▶ SHORT PROBLEM: Report only how many lines hold the word "with".

▶ RECORDS SHOWN:
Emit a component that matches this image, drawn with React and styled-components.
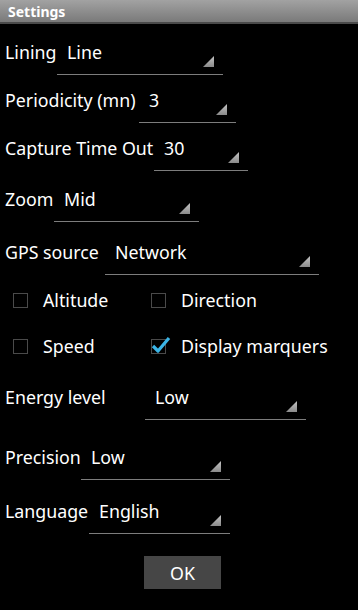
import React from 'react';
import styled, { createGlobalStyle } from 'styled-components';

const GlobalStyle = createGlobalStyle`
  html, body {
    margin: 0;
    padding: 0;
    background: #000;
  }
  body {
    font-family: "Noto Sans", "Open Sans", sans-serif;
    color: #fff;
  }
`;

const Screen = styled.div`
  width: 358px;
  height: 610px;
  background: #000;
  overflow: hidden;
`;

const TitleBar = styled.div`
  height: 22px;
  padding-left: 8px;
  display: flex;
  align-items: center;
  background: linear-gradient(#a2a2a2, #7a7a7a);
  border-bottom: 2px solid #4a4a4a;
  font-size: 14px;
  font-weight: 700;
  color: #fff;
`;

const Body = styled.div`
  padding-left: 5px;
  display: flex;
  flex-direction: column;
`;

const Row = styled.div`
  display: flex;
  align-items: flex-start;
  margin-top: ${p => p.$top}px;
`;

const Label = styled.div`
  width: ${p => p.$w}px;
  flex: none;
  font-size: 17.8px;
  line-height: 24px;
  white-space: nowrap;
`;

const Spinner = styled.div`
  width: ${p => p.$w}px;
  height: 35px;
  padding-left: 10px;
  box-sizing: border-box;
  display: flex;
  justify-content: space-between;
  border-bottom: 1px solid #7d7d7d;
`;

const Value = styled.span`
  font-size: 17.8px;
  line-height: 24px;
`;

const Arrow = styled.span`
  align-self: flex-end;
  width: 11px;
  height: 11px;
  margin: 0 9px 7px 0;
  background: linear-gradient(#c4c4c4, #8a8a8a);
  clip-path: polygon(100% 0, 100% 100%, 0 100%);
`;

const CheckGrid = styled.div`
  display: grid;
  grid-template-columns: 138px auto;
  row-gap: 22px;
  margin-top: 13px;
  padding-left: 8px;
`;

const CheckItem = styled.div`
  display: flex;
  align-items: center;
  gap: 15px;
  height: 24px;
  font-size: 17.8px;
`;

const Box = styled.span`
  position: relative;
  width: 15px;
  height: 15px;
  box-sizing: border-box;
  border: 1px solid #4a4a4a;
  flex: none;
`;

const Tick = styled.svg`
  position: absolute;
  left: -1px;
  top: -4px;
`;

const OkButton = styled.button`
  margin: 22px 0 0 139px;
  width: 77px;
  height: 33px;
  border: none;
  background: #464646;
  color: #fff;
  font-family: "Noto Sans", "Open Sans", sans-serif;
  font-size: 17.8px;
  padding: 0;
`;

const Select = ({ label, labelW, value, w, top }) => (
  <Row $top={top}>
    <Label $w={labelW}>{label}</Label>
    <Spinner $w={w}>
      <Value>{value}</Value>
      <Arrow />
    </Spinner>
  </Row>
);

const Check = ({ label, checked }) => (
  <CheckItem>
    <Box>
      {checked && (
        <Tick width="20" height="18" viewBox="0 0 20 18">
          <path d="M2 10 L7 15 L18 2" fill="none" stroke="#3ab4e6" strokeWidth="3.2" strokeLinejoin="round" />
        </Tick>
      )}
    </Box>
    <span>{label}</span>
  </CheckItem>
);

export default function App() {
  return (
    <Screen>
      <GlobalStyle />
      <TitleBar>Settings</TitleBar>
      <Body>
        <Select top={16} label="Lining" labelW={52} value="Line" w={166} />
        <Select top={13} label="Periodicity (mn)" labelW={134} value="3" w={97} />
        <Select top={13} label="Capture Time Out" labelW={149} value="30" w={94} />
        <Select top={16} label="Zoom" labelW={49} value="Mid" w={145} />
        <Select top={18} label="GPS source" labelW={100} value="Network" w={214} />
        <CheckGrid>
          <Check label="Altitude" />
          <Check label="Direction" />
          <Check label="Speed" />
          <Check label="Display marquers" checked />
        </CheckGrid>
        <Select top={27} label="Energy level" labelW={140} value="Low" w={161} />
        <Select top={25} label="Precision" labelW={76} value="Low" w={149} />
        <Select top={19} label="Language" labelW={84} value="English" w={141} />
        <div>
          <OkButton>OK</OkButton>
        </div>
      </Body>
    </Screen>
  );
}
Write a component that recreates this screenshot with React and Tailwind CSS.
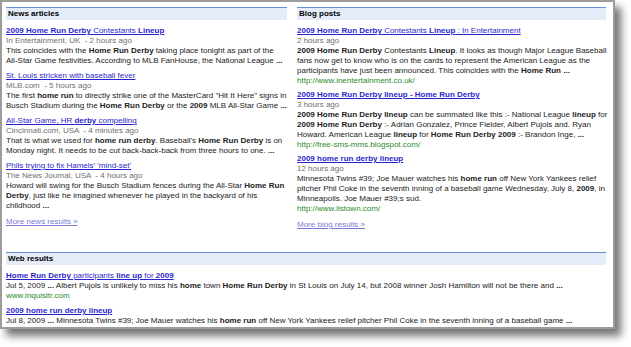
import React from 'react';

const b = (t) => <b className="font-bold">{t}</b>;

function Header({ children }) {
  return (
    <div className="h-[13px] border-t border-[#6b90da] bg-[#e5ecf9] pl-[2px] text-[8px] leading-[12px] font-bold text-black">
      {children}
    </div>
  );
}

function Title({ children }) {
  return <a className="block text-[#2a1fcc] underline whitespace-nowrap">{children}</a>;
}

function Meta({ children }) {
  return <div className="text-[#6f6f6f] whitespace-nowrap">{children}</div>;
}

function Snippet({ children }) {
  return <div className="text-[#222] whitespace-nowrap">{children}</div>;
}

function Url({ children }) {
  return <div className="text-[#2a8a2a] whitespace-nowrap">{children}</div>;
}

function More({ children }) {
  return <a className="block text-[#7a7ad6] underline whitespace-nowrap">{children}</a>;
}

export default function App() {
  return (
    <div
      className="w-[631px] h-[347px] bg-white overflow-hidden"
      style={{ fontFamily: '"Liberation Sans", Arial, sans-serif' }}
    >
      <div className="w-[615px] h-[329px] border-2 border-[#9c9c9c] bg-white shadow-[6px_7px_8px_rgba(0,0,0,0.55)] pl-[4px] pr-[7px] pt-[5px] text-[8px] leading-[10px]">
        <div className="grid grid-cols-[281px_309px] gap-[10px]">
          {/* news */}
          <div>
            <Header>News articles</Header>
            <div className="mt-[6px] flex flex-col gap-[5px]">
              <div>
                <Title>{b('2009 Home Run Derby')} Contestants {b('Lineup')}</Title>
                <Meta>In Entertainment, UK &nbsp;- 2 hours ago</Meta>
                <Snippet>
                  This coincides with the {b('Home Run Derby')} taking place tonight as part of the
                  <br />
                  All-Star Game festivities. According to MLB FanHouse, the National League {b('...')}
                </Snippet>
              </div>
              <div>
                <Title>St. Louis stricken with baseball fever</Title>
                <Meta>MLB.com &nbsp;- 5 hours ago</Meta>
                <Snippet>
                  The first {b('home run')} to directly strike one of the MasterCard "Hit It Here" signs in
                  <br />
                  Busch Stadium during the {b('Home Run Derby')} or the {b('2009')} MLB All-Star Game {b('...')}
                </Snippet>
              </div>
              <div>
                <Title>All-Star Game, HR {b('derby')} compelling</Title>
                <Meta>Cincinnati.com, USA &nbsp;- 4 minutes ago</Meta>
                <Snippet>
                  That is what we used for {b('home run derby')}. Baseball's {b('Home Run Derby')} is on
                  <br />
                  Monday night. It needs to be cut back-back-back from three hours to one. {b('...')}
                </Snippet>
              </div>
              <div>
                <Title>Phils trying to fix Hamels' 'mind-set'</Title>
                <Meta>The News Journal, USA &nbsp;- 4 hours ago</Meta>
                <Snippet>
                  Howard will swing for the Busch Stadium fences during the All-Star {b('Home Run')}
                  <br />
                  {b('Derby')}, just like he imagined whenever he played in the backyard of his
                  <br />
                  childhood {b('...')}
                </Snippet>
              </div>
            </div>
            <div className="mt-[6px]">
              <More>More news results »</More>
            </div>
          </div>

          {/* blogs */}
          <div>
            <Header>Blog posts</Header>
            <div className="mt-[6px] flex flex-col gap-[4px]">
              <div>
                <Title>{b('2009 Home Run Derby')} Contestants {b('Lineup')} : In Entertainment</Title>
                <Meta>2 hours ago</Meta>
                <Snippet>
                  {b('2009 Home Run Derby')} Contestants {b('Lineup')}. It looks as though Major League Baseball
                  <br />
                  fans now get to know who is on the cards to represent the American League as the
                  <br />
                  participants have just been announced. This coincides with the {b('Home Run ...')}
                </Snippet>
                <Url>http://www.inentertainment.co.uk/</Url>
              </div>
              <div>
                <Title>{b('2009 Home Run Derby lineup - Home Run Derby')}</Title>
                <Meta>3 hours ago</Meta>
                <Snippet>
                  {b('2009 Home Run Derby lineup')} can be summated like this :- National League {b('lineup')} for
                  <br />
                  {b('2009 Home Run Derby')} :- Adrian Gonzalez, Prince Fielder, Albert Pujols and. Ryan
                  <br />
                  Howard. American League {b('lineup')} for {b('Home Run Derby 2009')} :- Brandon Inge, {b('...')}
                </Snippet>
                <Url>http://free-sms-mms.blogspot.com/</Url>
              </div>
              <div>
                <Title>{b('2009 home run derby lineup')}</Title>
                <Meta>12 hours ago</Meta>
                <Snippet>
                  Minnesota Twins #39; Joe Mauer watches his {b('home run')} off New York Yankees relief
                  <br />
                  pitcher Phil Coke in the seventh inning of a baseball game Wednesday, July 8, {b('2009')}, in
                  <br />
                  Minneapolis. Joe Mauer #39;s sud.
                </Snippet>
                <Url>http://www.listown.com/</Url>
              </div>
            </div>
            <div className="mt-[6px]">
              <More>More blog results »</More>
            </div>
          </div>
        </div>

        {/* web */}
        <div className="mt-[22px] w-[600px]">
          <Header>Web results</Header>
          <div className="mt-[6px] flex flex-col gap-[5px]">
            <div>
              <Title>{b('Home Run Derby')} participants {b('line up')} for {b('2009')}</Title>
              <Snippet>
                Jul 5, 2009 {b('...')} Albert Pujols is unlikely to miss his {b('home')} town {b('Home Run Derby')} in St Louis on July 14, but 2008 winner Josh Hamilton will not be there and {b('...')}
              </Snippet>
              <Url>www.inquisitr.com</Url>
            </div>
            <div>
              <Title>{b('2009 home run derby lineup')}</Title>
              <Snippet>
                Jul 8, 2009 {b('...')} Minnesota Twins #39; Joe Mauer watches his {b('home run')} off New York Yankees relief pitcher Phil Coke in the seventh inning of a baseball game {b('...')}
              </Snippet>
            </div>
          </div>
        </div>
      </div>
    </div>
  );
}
==
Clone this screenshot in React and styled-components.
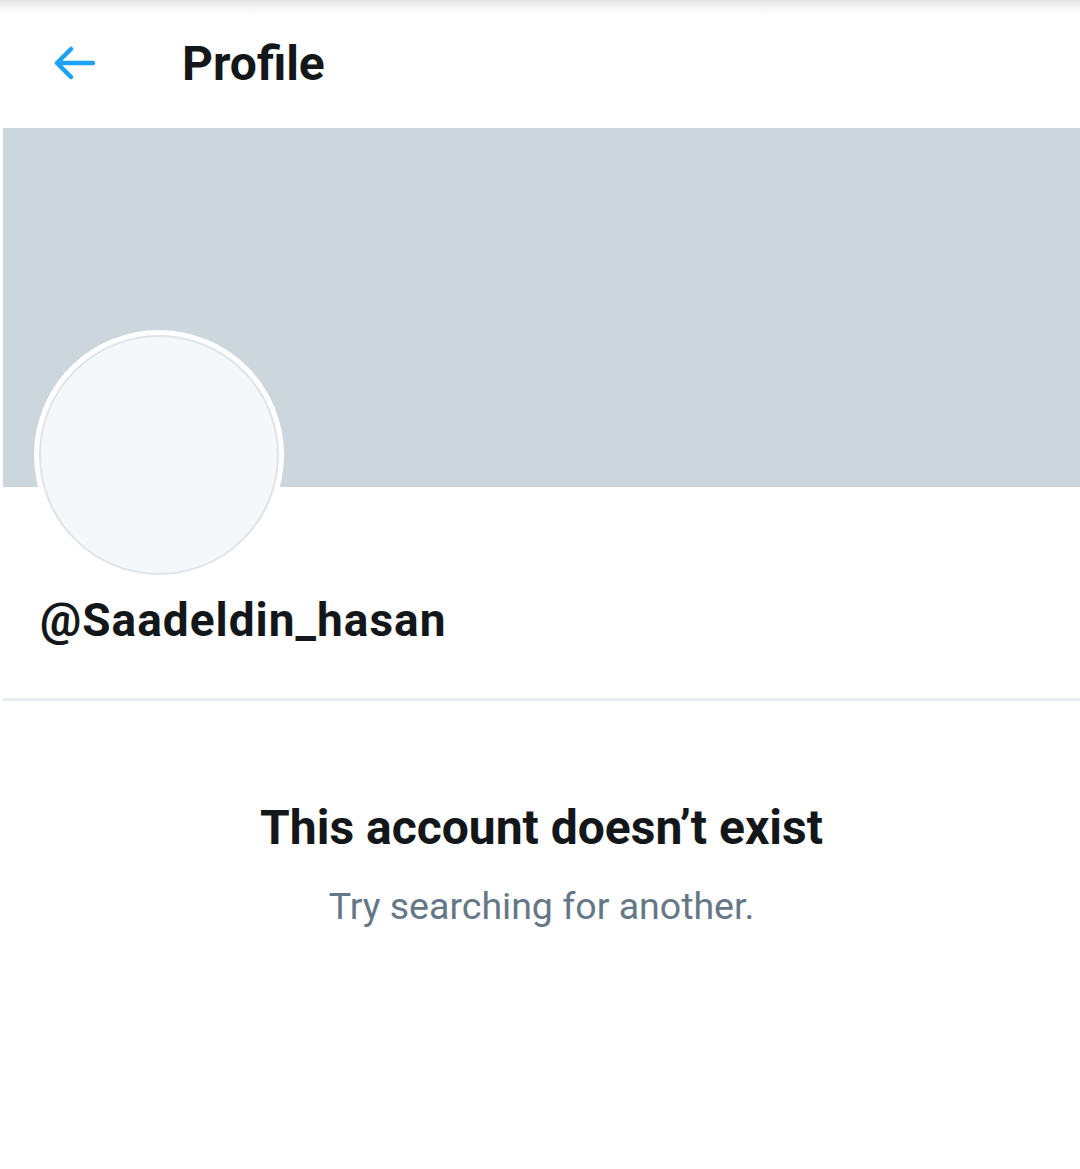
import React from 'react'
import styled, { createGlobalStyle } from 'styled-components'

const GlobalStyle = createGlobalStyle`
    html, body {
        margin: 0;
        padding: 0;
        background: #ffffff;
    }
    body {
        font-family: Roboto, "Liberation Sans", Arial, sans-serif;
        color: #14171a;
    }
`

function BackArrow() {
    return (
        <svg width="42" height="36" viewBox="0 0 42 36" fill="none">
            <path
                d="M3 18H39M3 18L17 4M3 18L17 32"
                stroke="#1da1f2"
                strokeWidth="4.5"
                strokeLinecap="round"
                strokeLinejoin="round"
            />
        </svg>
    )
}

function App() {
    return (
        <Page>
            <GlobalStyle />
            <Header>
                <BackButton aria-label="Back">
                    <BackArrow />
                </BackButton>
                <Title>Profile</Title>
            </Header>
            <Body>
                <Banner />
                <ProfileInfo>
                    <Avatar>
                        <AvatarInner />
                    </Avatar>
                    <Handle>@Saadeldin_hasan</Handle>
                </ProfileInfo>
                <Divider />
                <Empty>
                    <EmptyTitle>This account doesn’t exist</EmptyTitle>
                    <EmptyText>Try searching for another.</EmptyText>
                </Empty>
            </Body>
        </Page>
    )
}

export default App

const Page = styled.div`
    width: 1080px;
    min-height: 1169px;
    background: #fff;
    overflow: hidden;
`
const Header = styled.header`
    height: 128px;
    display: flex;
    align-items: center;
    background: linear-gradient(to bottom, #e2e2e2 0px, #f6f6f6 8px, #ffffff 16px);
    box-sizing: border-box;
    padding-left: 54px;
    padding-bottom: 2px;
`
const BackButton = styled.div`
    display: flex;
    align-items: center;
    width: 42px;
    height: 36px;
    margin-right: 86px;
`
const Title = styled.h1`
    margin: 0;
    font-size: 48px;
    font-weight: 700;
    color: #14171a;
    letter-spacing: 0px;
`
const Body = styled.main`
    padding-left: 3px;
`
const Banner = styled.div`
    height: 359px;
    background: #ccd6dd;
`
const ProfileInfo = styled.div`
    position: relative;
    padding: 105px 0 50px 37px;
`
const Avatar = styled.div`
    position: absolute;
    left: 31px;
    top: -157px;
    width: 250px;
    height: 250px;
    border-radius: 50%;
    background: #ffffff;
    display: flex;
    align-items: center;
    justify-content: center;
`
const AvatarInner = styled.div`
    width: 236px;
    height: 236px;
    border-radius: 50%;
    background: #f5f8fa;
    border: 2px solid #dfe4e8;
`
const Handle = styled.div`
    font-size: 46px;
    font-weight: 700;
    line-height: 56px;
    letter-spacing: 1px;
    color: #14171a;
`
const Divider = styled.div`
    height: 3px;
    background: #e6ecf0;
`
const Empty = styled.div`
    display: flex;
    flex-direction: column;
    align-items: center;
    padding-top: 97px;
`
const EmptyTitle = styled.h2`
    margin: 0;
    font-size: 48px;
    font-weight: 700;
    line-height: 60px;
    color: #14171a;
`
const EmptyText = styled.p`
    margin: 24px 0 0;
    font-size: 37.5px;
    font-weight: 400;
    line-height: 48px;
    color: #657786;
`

▶ WORKED ANSWER: 5